From Iceland — Court Rules Gov't Cannot Impose Quarantine Hotel Stay, Few Leave Anyway

Court Rules Gov’t Cannot Impose Quarantine Hotel Stay, Few Leave Anyway

Published April 6, 2021

Andie Sophia Fontaine
Photo by
Art Bicnick

A government measure that went into effect April 1st, which compelled anyone arriving in Iceland from countries where the 14-day incidence of COVID-19 infection exceeds 500 per 100,000 population to stay in Fosshótel Reykjavík between screenings, has been ruled by Reykjavík District Court to have no legal ground to compel people who have legal residence in Iceland to stay in this hotel, RÚV reports. Nonetheless, in the wake of the ruling, few people have opted to leave the hotel.

The Minister of Health and the chief epidemiologist contended that they had the legal authority for this action, and that it did not go farther than necessary for ensuring public health, the decision itself being made in light of multiple reports of people breaking quarantine. Chief epidemiologist Þórólfur Guðnason has expressed disappointment with the ruling, and will appeal the matter to Appellate Court.

The basis for the complaints put before the court was that the five-day hotel stay constituted “unlawful detainment”. The ruling was specifically applied to people with legal residence in Iceland, and judge Skúli Magnússon told reporters that no other circumstances were taken into consideration, e.g., people visiting Iceland who do not have legal residence here.

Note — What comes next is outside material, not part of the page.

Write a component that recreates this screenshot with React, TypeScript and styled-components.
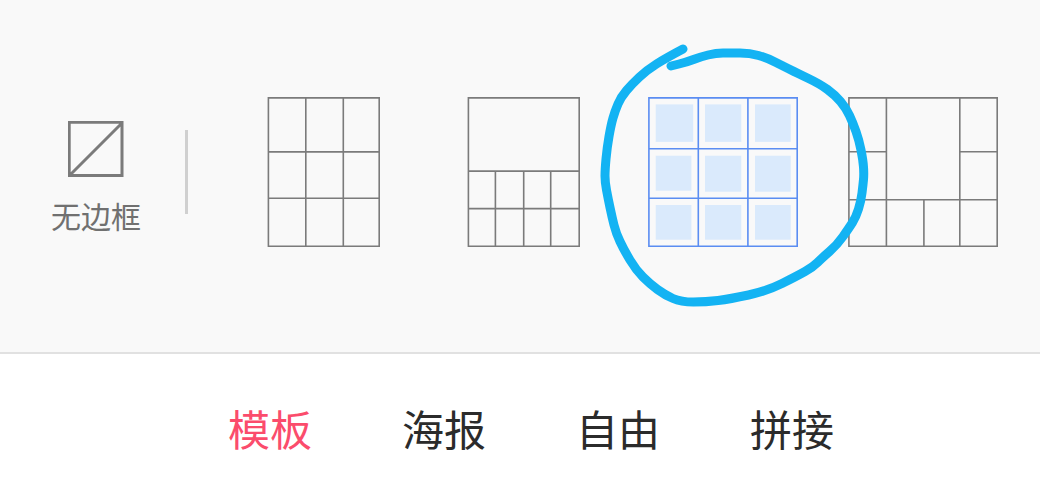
import React, { useState } from 'react';
import styled, { createGlobalStyle } from 'styled-components';

const GlobalStyle = createGlobalStyle`
  *, *::before, *::after { box-sizing: border-box; }
  body {
    margin: 0;
    background: #fff;
    font-family: "Noto Sans CJK SC", sans-serif;
    overflow-x: hidden;
  }
  button {
    margin: 0;
    padding: 0;
    border: 0;
    background: none;
    font: inherit;
    color: inherit;
    cursor: pointer;
  }
  svg { display: block; }
`;

const Picker = styled.section`
  display: flex;
  align-items: center;
  padding: 97px 0 105px 51px;
  background: #f9f9f9;
  border-bottom: 2px solid #e1e1e1;
`;

const BorderToggle = styled.button`
  display: flex;
  flex: none;
  flex-direction: column;
  align-items: center;
  align-self: stretch;
  gap: 23px;
  padding-top: 24px;
  font-size: 30px;
  line-height: 30px;
  color: #707070;
`;

const Divider = styled.div`
  flex: none;
  width: 3px;
  height: 84px;
  margin: 0 35px 0 44px;
  background: #d0d0d0;
`;

const TemplateList = styled.ul`
  display: flex;
  margin: 0;
  padding: 0;
  list-style: none;
`;

const TemplateItem = styled.li`
  position: relative;
  display: flex;
  flex: 0 0 200px;
  justify-content: center;
`;

const TemplateButton = styled.button<{ $selected: boolean }>`
  color: ${({ $selected }) => ($selected ? '#5b8df2' : '#7b7b7b')};
`;

const Scribble = styled.svg`
  position: absolute;
  top: -57px;
  left: -23px;
  z-index: 1;
  pointer-events: none;
`;

const Tabs = styled.nav`
  display: flex;
  justify-content: center;
  gap: 90px;
  padding: 44px 0 44px 22px;
`;

const Tab = styled.button<{ $active: boolean }>`
  font-size: 42px;
  line-height: 60px;
  color: ${({ $active }) => ($active ? '#fb4c6c' : '#2b2b2b')};
`;

interface Template {
  name: string;
  width: number;
  lines: string;
  cells?: number[][];
}

const templates: Template[] = [
  {
    name: '九宫格竖版',
    width: 114,
    lines: 'M2.4 .9H113.2V149.2H2.4ZM39.8 .9V149.2M77.3 .9V149.2M2.4 54.9H113.2M2.4 101.3H113.2',
  },
  {
    name: '上一下八',
    width: 114,
    lines: 'M2.4 .9H113.2V149.2H2.4ZM2.4 74.1H113.2M2.4 111.6H113.2M29.4 74.1V149.2M57.7 74.1V149.2M84.7 74.1V149.2',
  },
  {
    name: '九宫格方版',
    width: 150,
    lines: 'M.9 .9H149.2V149.2H.9ZM50.3 .9V149.2M99.9 .9V149.2M.9 51.7H149.2M.9 101.3H149.2',
    cells: [
      [7.7, 7.4, 37.5, 37.5], [57, 7.4, 36.3, 37.5], [107, 7.4, 35.7, 37.5],
      [7.7, 58.7, 35.7, 35], [57, 58.7, 36.3, 36], [107, 58.7, 35.7, 36],
      [7.7, 108, 35.7, 34.7], [57, 108, 36.3, 34.7], [107, 108, 35.7, 34.7],
    ],
  },
  {
    name: '环绕拼图',
    width: 150,
    lines: 'M.9 .9H149.2V149.2H.9ZM38.4 .9V149.2M111.8 .9V149.2M.9 54.8H38.4M111.8 54.8H149.2M.9 102.7H149.2M75.9 102.7V149.2',
  },
];

const scribblePoints = [
  [683, 49], [666, 58], [647, 70], [632, 84], [621, 97], [615, 111], [611, 125], [607, 148],
  [605, 170], [605, 182], [608, 198], [612, 217], [616, 233], [624, 250], [636, 270], [650, 284],
  [665, 295], [681, 302], [706, 302], [730, 299], [767, 291], [797, 276], [813, 267], [822, 258],
  [837, 245], [849, 228], [856, 217], [861, 201], [863, 185], [864, 174], [863, 160], [859, 140],
  [853, 123], [846, 108], [835, 95], [820, 84], [797, 73], [783, 66], [767, 58], [750, 53],
  [730, 53], [716, 53], [700, 57], [687, 62], [671, 66],
];

// Smooth curve through the midpoints of neighbouring points.
function smoothPath(points: number[][]) {
  const [first, ...rest] = points;
  const last = rest[rest.length - 1];
  const curves = rest.slice(0, -1).map(([x, y], i) => {
    const [nx, ny] = rest[i + 1];
    return `Q${x} ${y} ${(x + nx) / 2} ${(y + ny) / 2}`;
  });
  return `M${first[0]} ${first[1]}${curves.join('')}L${last[0]} ${last[1]}`;
}

const scribblePath = smoothPath(scribblePoints);

const tabs = ['模板', '海报', '自由', '拼接'];

export default function App() {
  const [selected, setSelected] = useState(2);
  const [active, setActive] = useState(0);

  return (
    <main>
      <GlobalStyle />
      <Picker>
        <BorderToggle type="button">
          <svg width="56" height="56" viewBox="0 0 56 56" fill="none" stroke="#7b7b7b" strokeWidth="3" aria-hidden="true">
            <path d="M1.2 1.2H54V54.4H1.2ZM2 54 54 2" />
          </svg>
          无边框
        </BorderToggle>
        <Divider />
        <TemplateList>
          {templates.map((t, i) => (
            <TemplateItem key={t.name}>
              <TemplateButton
                type="button"
                aria-label={t.name}
                aria-pressed={selected === i}
                $selected={selected === i}
                onClick={() => setSelected(i)}
              >
                <svg width={t.width} height="150" viewBox={`0 0 ${t.width} 150`} fill="none" aria-hidden="true">
                  {t.cells?.map(([x, y, w, h]) => (
                    <rect key={`${x}-${y}`} x={x} y={y} width={w} height={h} fill="#daeafc" />
                  ))}
                  <path d={t.lines} stroke="currentColor" strokeWidth="1.6" />
                </svg>
              </TemplateButton>
              {i === 2 && (
                <Scribble width="270" height="270" viewBox="600 40 270 270" fill="none" aria-hidden="true">
                  <path d={scribblePath} stroke="#13b3f3" strokeWidth="9" strokeLinecap="round" strokeLinejoin="round" />
                </Scribble>
              )}
            </TemplateItem>
          ))}
        </TemplateList>
      </Picker>
      <Tabs>
        {tabs.map((label, i) => (
          <Tab key={label} type="button" $active={active === i} onClick={() => setActive(i)}>
            {label}
          </Tab>
        ))}
      </Tabs>
    </main>
  );
}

The next step will be for the government to reconvene on the issue. If they want to continue to employ the quarantine hotel strategy, they will need to change current regulations. It may also require Parliament passing a new law.

Despite the ruling, Gylfi Þór Þorsteinsson, who is the supervisor of the quarantine hotel, told reporters that only 15 people to whom the ruling applies opted to check out and complete their quarantine at home. This was despite the fact that everyone was informed of the ruling personally by hotel staff.

The ball is now in the government’s court to see what, if any, new action they will take to either make the quarantine hotel legal, or to come up with another option.